The formal events require riders to wear protective gear and follow the rules of the road, but Georgilis noted that the same standards don’t necessarily apply to many of the unsponsored groups posting videos on the Internet.

“We’re definitely pushing safety, because you won’t be accepted as a legitimate sport if you don’t,” he said. “But one of the main things going on right now is the guerrilla thing, where you have people just going out and filming themselves.”

Despite the inherent dangers of hurtling downhill at speeds sometimes reaching more than 50 mph, Georgilis said he’s heard of only a few serious injuries and no fatalities related to the sport.

Drift Trike Mafia members said they received criticism from fellow riders for not wearing helmets and other protective gear in their first video.
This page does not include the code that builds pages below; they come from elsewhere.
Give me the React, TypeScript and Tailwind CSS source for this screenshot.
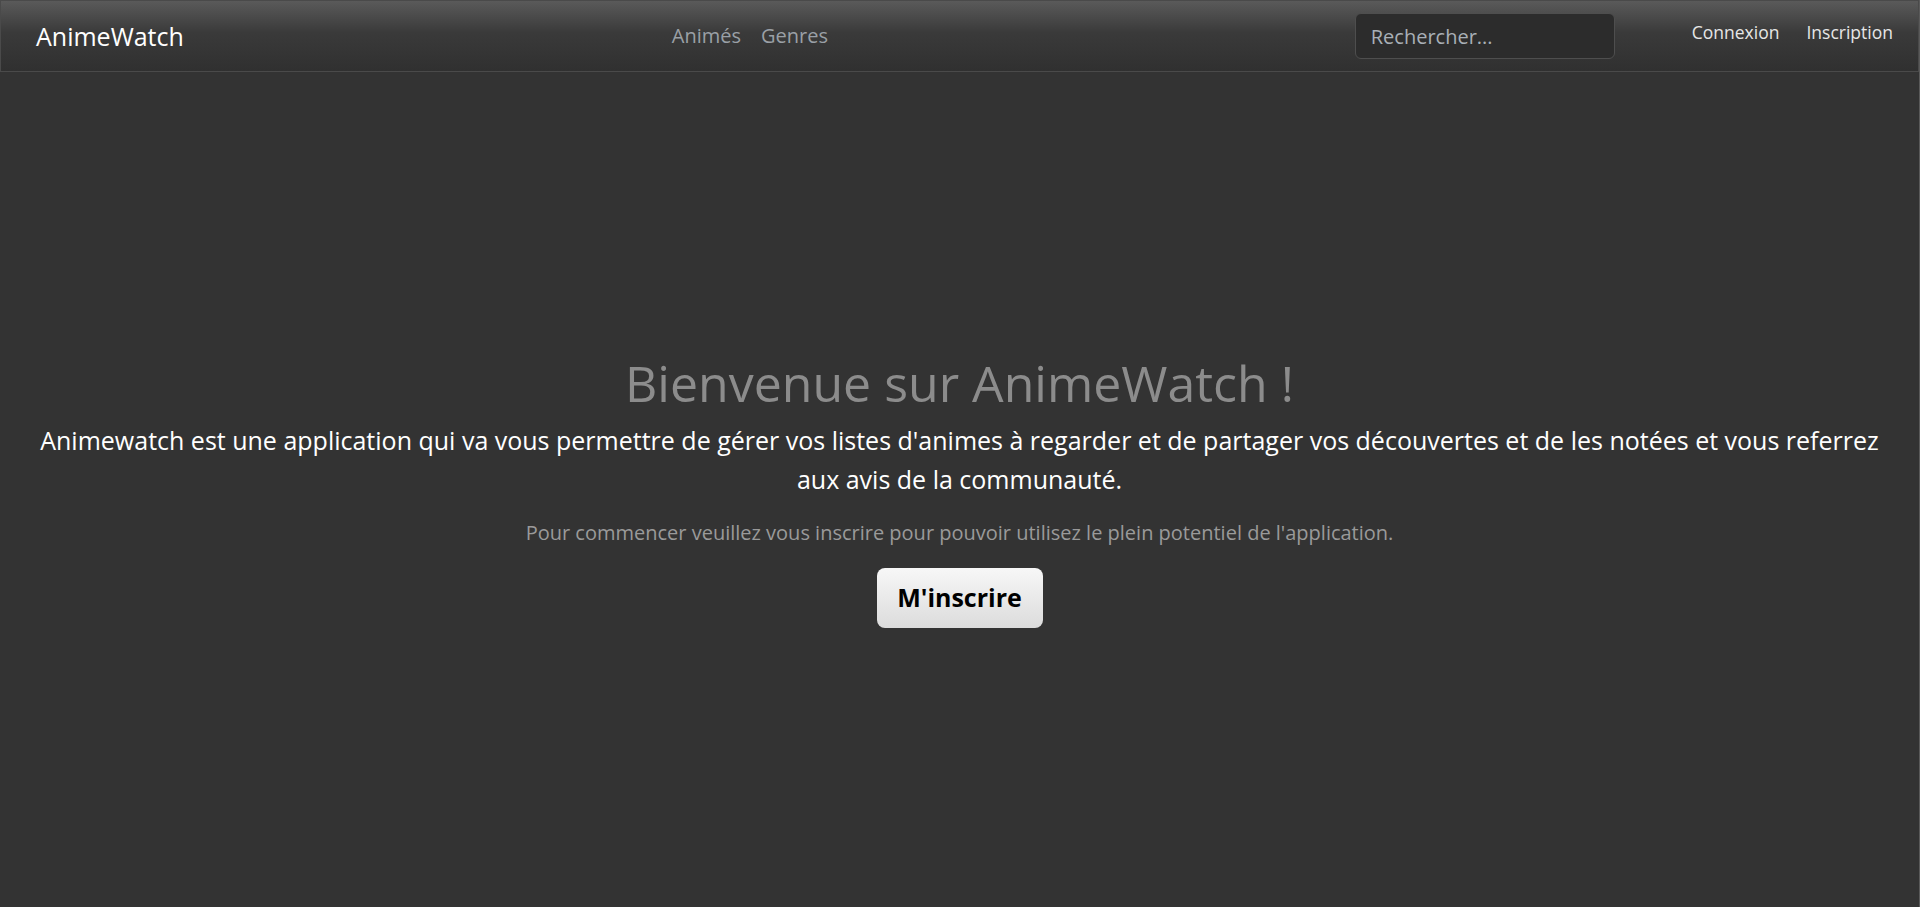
import React from "react";

const font = { fontFamily: '"Open Sans", "Noto Sans", sans-serif' };

const Navbar: React.FC = () => (
  <nav className="flex h-[72px] items-center border border-[#4a4a4a] bg-[linear-gradient(to_bottom,#5a5a5a_0%,#3a3a3a_45%,#303030_100%)] pl-[35px] pr-[25px]">
    <a className="text-[25px] leading-none text-white" href="#">
      AnimeWatch
    </a>
    <div className="ml-[488px] flex items-center gap-[20px] text-[20px] text-[#9aa0a6]">
      <a href="#">Animés</a>
      <a href="#">Genres</a>
    </div>
    <div className="ml-auto flex items-center">
      <input
        className="h-[46px] w-[260px] rounded-[6px] border border-[#4e4e4e] bg-[#2c2c2c] px-[15px] text-[20px] text-white placeholder:text-[#a9b0b7] outline-none"
        placeholder="Rechercher..."
      />
      <div className="mb-[8px] ml-[77px] flex items-center gap-[27px] text-[17.5px] text-[#e6e6e6]">
        <a href="#">Connexion</a>
        <a href="#">Inscription</a>
      </div>
    </div>
  </nav>
);

export default function App() {
  return (
    <div className="flex min-h-[907px] flex-col border-r border-[#5a5a5a] bg-[#333333]" style={font}>
      <Navbar />
      {/* Welcome section */}
      <main className="flex flex-1 flex-col items-center justify-center px-[38px] pt-[6px] pb-[4px] text-center">
        <h1 className="text-[50px] font-normal leading-[1.2] text-[#8c8c8c]">
          Bienvenue sur AnimeWatch !
        </h1>
        <p className="mt-[8px] text-[25px] leading-[39px] text-white">
          Animewatch est une application qui va vous permettre de gérer vos listes d'animes à regarder et de
          partager vos découvertes et de les notées et vous referrez aux avis de la communauté.
        </p>
        <p className="mt-[19px] text-[20px] text-[#9a9a9a]">
          Pour commencer veuillez vous inscrire pour pouvoir utilisez le plein potentiel de l'application.
        </p>
        <button className="mt-[20px] h-[60px] w-[166px] rounded-[8px] bg-[linear-gradient(to_bottom,#f7f7f7,#dcdcdc)] text-[25px] font-bold text-black">
          M'inscrire
        </button>
      </main>
    </div>
  );
}
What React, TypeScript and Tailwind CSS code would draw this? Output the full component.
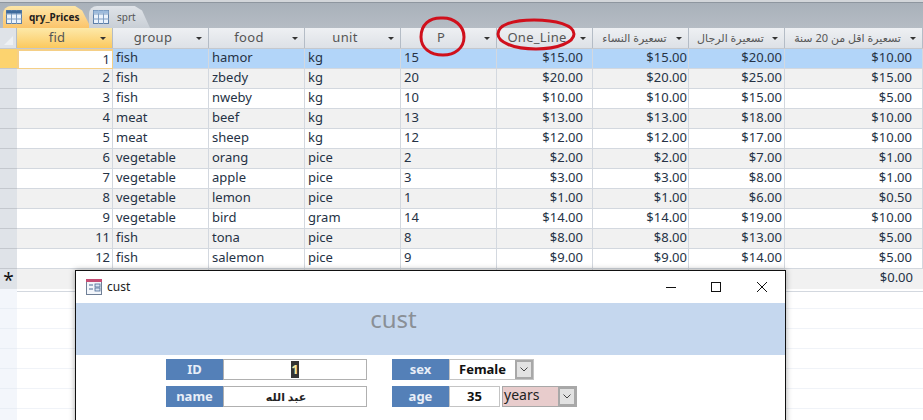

They began wearing helmets while shooting their latest video, which was set to be released today on YouTube.

The new video depicts them on last Monday’s ride down Old Priest Grade Road, along with a number of other steep or busy roads in places like San Francisco and Oakland.

Although always welcoming the threat of oncoming traffic to provide an added jolt of adrenaline, the group takes certain precautions — such as raising a hand when a car is coming up or using pilot cars — in an attempt to ensure their safety and others, said Drift Trike Mafia member Martin Sandoval, 26, a professional mixed martial arts fighter.

“We’re coming down with caution. We know what we’re doing and when cars are coming up,” Sandoval insisted.

Valverde said the group hopes to attract sponsors who will help pay for upgraded equipment, and maybe even host a formal race, perhaps down Old Priest Grade Road, sometime in the future.

According to Valverde, they’ve received plenty of compliments for their antics but only the one complaint, which came from a Moccasin  resident Monday. So, in the meantime, they don’t plan on stopping anytime soon, he said.

“It’s all about doing what you love to do,” Valverde said. “Some people might say we’re crazy, but it’s fun.”